Mostly, there was the inauthenticity. The faux compassion. The faux possibility. The feeling that we were no longer a we, that the connective tissues had been loosened, and it was us versus them. The atomization of everyone.

The connective tissue of the old California was the struggle. The belief that, in this place, one had no choice but to be the person one dreamed of being, because it wouldn’t happen anywhere else. Many people no longer believe that. That’s why they’re leaving. Of course, there was always tragedy. Inequity. Hurt. Loss. Unrequited love. But the struggle to transcend the past, to become our fantasy doppelgänger version of ourselves — that was widely felt.

The Vice President is a simulacrum of the old California. Or a hallmark of the new one. She says that which must be said. She knows how to signal, how to genuflect. There is about her a studied liberalism with a touch of let-them-eat-cakeness. It is hard to imagine that kind of candidate, in 2024, circumnavigating the Democratic shoals and winning a general election.
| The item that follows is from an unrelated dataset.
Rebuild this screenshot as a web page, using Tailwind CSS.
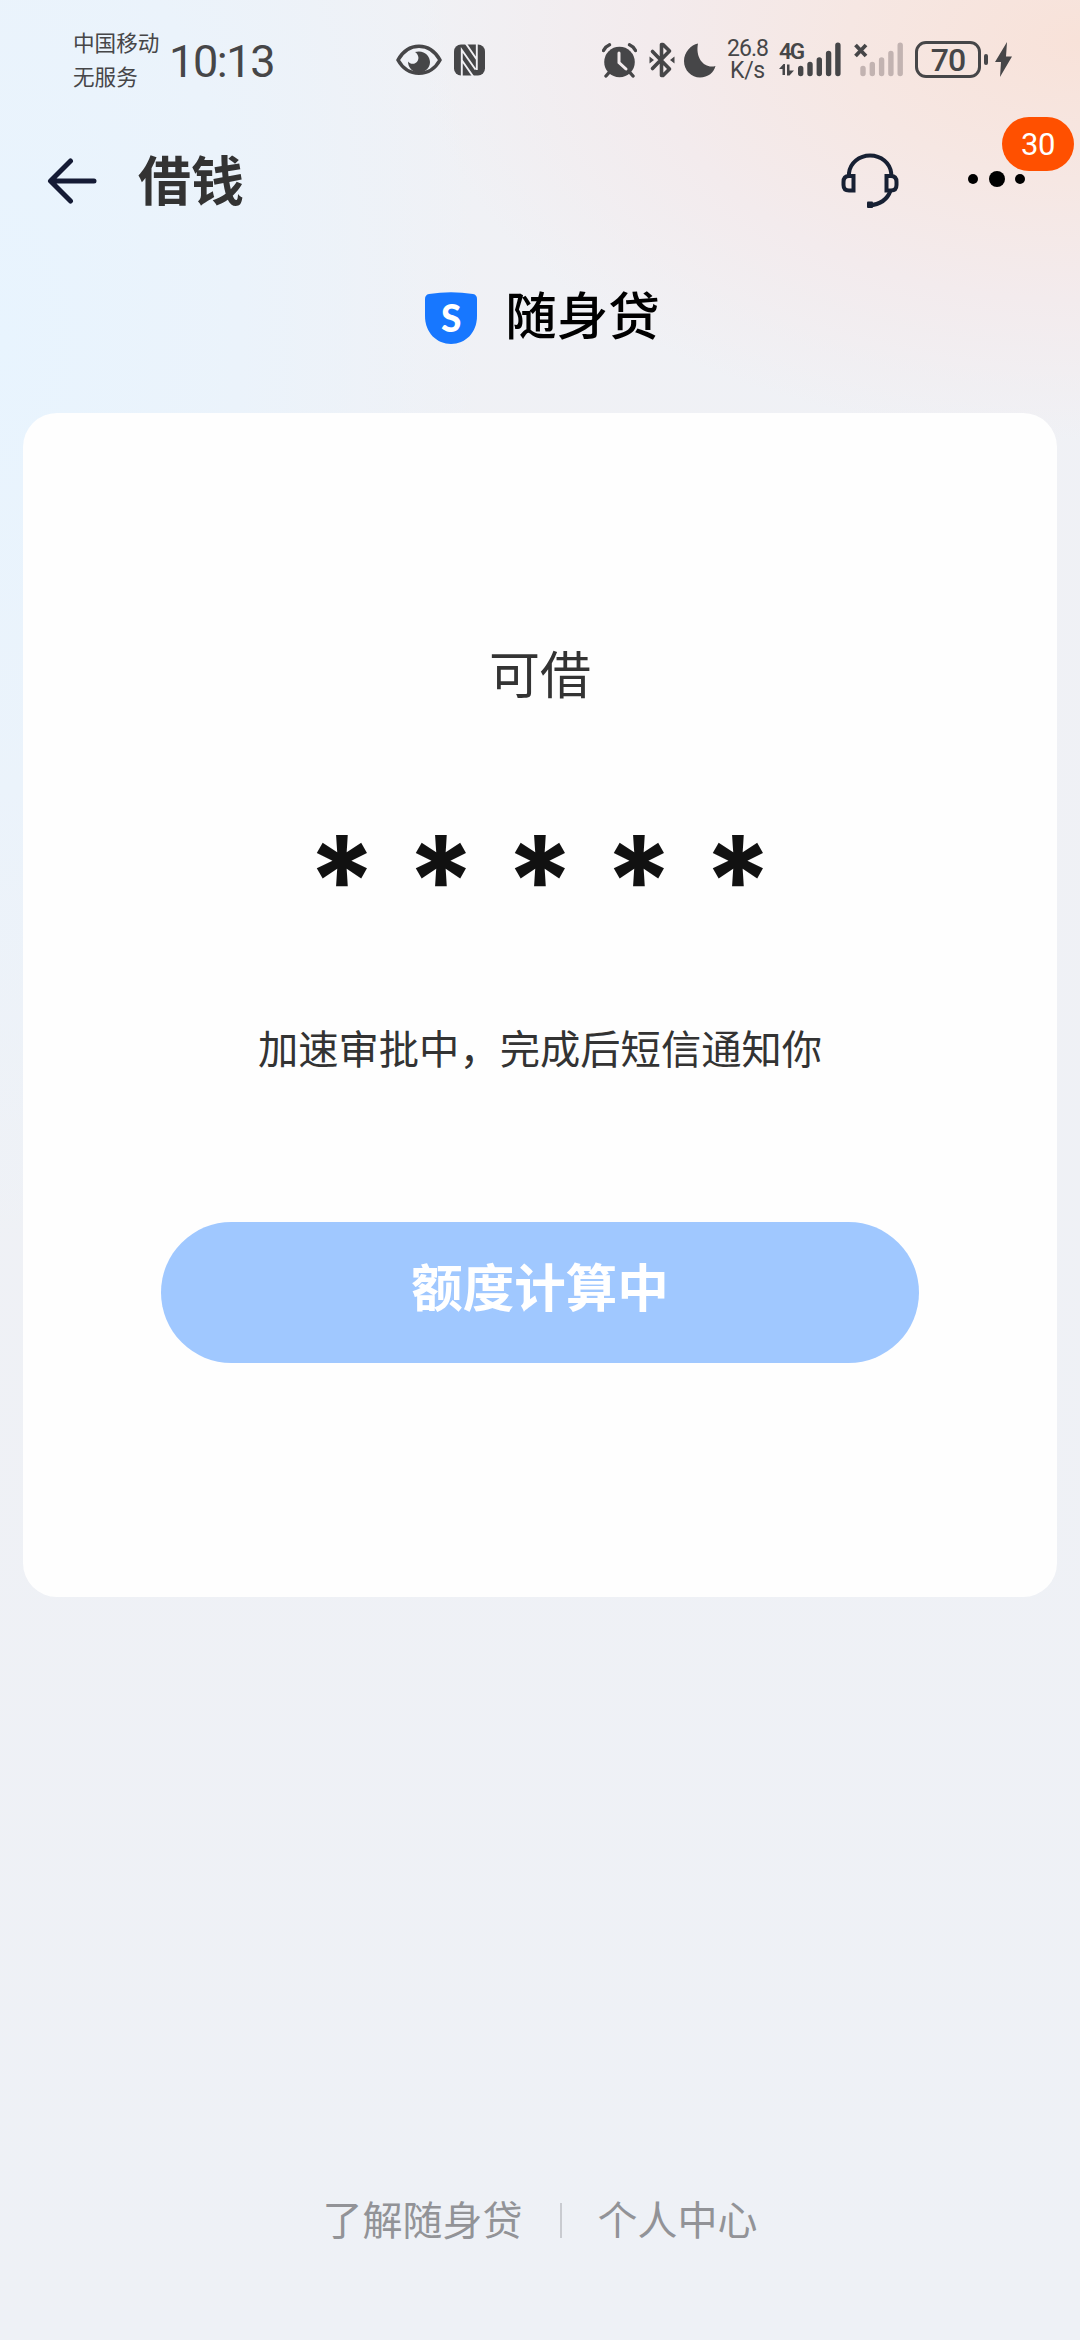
<!DOCTYPE html>
<html lang="zh-CN">
<head>
<meta charset="utf-8">
<meta name="viewport" content="width=device-width">
<title>借钱</title>
<script src="https://cdn.jsdelivr.net/npm/@tailwindcss/browser@4"></script>
</head>
<body class="bg-[#eef1f7] font-['Noto_Sans_CJK_SC',sans-serif]">
<div class="flex h-[2340px] w-[1080px] flex-col overflow-hidden bg-[radial-gradient(ellipse_660px_400px_at_1080px_40px,#f8e2d9_0%,#f6e7e3_35%,#f3ebed_65%,transparent_100%),radial-gradient(ellipse_480px_900px_at_0px_340px,#e8f4fe_0%,#ebf3fb_50%,transparent_100%),linear-gradient(#f0f1f5,#eef1f6)]">

  <!-- status bar -->
  <div class="flex h-[120px] items-start text-[#464648]">
    <div class="ml-[73px] mt-[25px] w-[96px] whitespace-nowrap text-[21.6px] leading-[34px]"><div>中国移动</div><div>无服务</div></div>
    <div class="mt-[37px] w-[227px] font-[Roboto] text-[45px] leading-[50px] tracking-[-1.4px]">10:13</div>
    <svg class="mt-[44px] h-8 w-[46px]" viewBox="0 0 46 32"><path d="M2 16C7 7 14 2.2 23 2.2S39 7 44 16C39 25 32 29.300 23 29.300S7 25 2 16Z" fill="none" stroke="currentColor" stroke-width="3.600" stroke-linejoin="round"/><path d="M19 8C28 5.500 34 12 34 18C34 24 29 28.500 23 28.500C17 28.500 12 24 12 17.500C14 20 17 20.500 19.500 19C24 16.500 23 10.500 19 8Z" fill="currentColor"/></svg>
    <svg class="ml-[12px] mt-[44px] h-8 w-[31px]" viewBox="0 0 31 32"><rect x="0" y="0.500" width="31" height="31" rx="7" fill="currentColor"/><path d="M7.800 32V6L21.500 25.500M11.500 -1L22.800 15.500M22.800 0V26M8 16.500L19.500 33" fill="none" stroke="#f1f0f4" stroke-width="1.900"/></svg>
    <svg class="ml-[117px] mt-[43px] h-[35px] w-[35px]" viewBox="0 0 35 35"><circle cx="17.500" cy="19" r="15.300" fill="currentColor"/><path d="M1.500 7.500Q3.500 3.500 7.500 1.800M33.500 7.500Q31.500 3.500 27.500 1.800M7.500 29L4 33M27.500 29L31 33" stroke="currentColor" stroke-width="3.400" stroke-linecap="round" fill="none"/><path d="M17 10V19.500L24 26" stroke="#f2ebed" stroke-width="3" stroke-linecap="round" fill="none"/></svg>
    <svg class="ml-[12px] mt-[42px] h-9 w-[26px]" viewBox="0 0 26 36"><path d="M3.500 9.500L20.500 27L14 33.500H12.500V2.500H14L20.500 9L3.500 26.500" fill="none" stroke="currentColor" stroke-width="3.600" stroke-linejoin="round" stroke-linecap="round"/><path d="M0.500 14.500L5 18L0.500 21.500ZM25.500 14.500L21 18L25.500 21.500Z" fill="currentColor"/></svg>
    <svg class="ml-[9px] mt-[43px] h-[35px] w-8" viewBox="0 0 32 35"><path d="M14 0.500C7 2 0 9 0 18C0 27.500 7.500 34.500 16 34.500C24 34.500 30 29.500 31.500 23C21 26 11 16 14 0.500Z" fill="currentColor"/></svg>
    <div class="ml-[11px] mt-[38px] w-[41px] whitespace-nowrap text-center font-[Roboto] text-[23px] leading-[22px] tracking-[-1px]"><div>26.8</div><div class="tracking-[-0.3px]">K/s</div></div>
    <div class="ml-[11px] mt-[42px] flex h-9 w-[19px] flex-col">
      <div class="whitespace-nowrap font-[Roboto] text-[22.500px] font-semibold leading-[19px] tracking-[-2px]">4G</div>
      <svg class="mt-[3px] h-3 w-[15px] shrink-0" viewBox="0 0 15 12"><path d="M0 5L4.500 0H6V11H3.500V5ZM8 0.500H10.500V6.500H15L10.500 11.500H8Z" fill="currentColor"/></svg>
    </div>
    <svg class="mt-[42px] h-[35px] w-[43px]" viewBox="0 0 43 35"><path d="M2.700 26.500V31.500M12 22.500V31.500M21.300 18V31.500M30.600 11.500V31.500M39.900 3.200V31.500" stroke="currentColor" stroke-width="5.400" stroke-linecap="round"/></svg>
    <svg class="ml-[13px] mt-[42px] h-[35px] w-[50px]" viewBox="0 0 50 35"><path d="M1.500 3L12 14M12 3L1.500 14" stroke="currentColor" stroke-width="3.800"/><path d="M9 26.500V31.500M18.300 22.500V31.500M27.600 18V31.500M36.900 11.500V31.500M46.200 3.200V31.500" stroke="#c2b3b1" stroke-width="5.400" stroke-linecap="round"/></svg>
    <div class="ml-[11px] mt-[41px] flex h-[37px] w-[66px] items-center justify-center rounded-[11px] border-[3px] border-current font-[Roboto] text-[32px] font-medium leading-none tracking-[-1px]">70</div>
    <div class="ml-[3px] mt-[54px] h-[11px] w-[4px] rounded-full bg-current"></div>
    <svg class="ml-[7px] mt-[42px] h-[35px] w-[17px]" viewBox="0 0 17 35"><path d="M12 0L0 20H6L5 35L17 14.500H11Z" fill="currentColor"/></svg>
  </div>

  <!-- title bar -->
  <div class="flex h-[120px] items-center">
    <svg class="ml-[47px] mt-[1px] h-[46px] w-[51px]" viewBox="0 0 51 46"><path d="M23.500 3L3.500 23L23.500 43M4 23H47" fill="none" stroke="#151b35" stroke-width="5" stroke-linecap="round" stroke-linejoin="round"/></svg>
    <h1 class="-mt-[4px] ml-[40px] text-[53px] font-bold leading-none text-[#333]">借钱</h1>
    <svg class="ml-auto h-[58px] w-[58px]" viewBox="0 0 58 58"><g fill="none" stroke="#172033" stroke-width="4"><path d="M8 25V22A21.200 19.500 0 0 1 50.200 22V25"/><path d="M12.500 25H8Q2.500 25 2.500 31V34Q2.500 39.500 8 39.500H12.500ZM45.500 25H50Q55.500 25 55.500 31V34Q55.500 39.500 50 39.500H45.500Z"/><path d="M49.500 39.500Q45 53 28 54.500"/></g><rect x="26" y="50.500" width="6" height="6.500" rx="1" fill="#172033"/></svg>
    <div class="relative -mt-[2px] ml-[69px] mr-[55px] flex w-[57px] items-center justify-between">
      <span class="size-[10px] rounded-full bg-black"></span><span class="size-4 rounded-full bg-black"></span><span class="size-[10px] rounded-full bg-black"></span>
      <span class="absolute -top-[54px] left-[34px] flex h-[54px] w-[72px] items-center justify-center rounded-full bg-[#ff5000] font-[Roboto] text-[31px] leading-none tracking-[-0.5px] text-white">30</span>
    </div>
  </div>

  <!-- brand -->
  <div class="flex h-[173px] items-start justify-center pt-[47px] pl-[5px]">
    <div class="mt-[5px] grid h-[52px] w-[52px] place-items-center">
      <svg class="col-start-1 row-start-1 h-[52px] w-[52px]" viewBox="0 0 52 52"><path d="M4 2Q26-1.500 48 2Q52 2.800 52 7V24C52 41 40 52 26 52S0 41 0 24V7Q0 2.800 4 2Z" fill="#1777ff"/></svg>
      <span class="col-start-1 row-start-1 -mt-[2px] font-[Lato] text-[37px] font-black leading-none text-white">S</span>
    </div>
    <div class="ml-[28px] text-[51.500px] font-medium leading-[52px] text-black">随身贷</div>
  </div>

  <!-- credit card panel -->
  <main class="mx-[23px] flex h-[1184px] flex-col items-center rounded-[34px] bg-[#fefefe]">
    <div class="mt-[229px] text-[51px] leading-[60px] text-[#333]">可借</div>
    <div class="mt-[134px] flex h-[90px] w-[495px] justify-around font-[Inter] text-[125px] font-bold leading-[90px] text-[#111]"><span>*</span><span>*</span><span>*</span><span>*</span><span>*</span></div>
    <p class="mt-[91px] whitespace-nowrap text-[40.300px] leading-[60px] text-[#333]">加速审批中，完成后短信通知你</p>
    <button class="mt-[145px] flex h-[141px] w-[758px] items-center justify-center rounded-full bg-[#a0c8ff] pb-[15px] text-[51.500px] font-bold leading-none text-white">额度计算中</button>
  </main>

  <!-- footer links -->
  <footer class="mt-auto mb-[92px] flex items-center justify-center text-[40px] leading-[60px] text-[#929397]">
    <a>了解随身贷</a><span class="ml-[37px] mr-[36px] mt-[4px] h-[35px] w-[2px] bg-[#c9cbd0]"></span><a>个人中心</a>
  </footer>
</div>
</body>
</html>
America is angry. It will not be less angry in three or four years. But she’ll poll and pivot and tweak and sidestep and make voters forget whatever must be forgotten. One can imagine her tapping Buttigieg to be her No. 2 and running on an agenda she has yet to devise. This agenda would bear some, but not too much, resemblance to whatever she believes in right now. Harris playing Harris. One can imagine that working — for her, at least.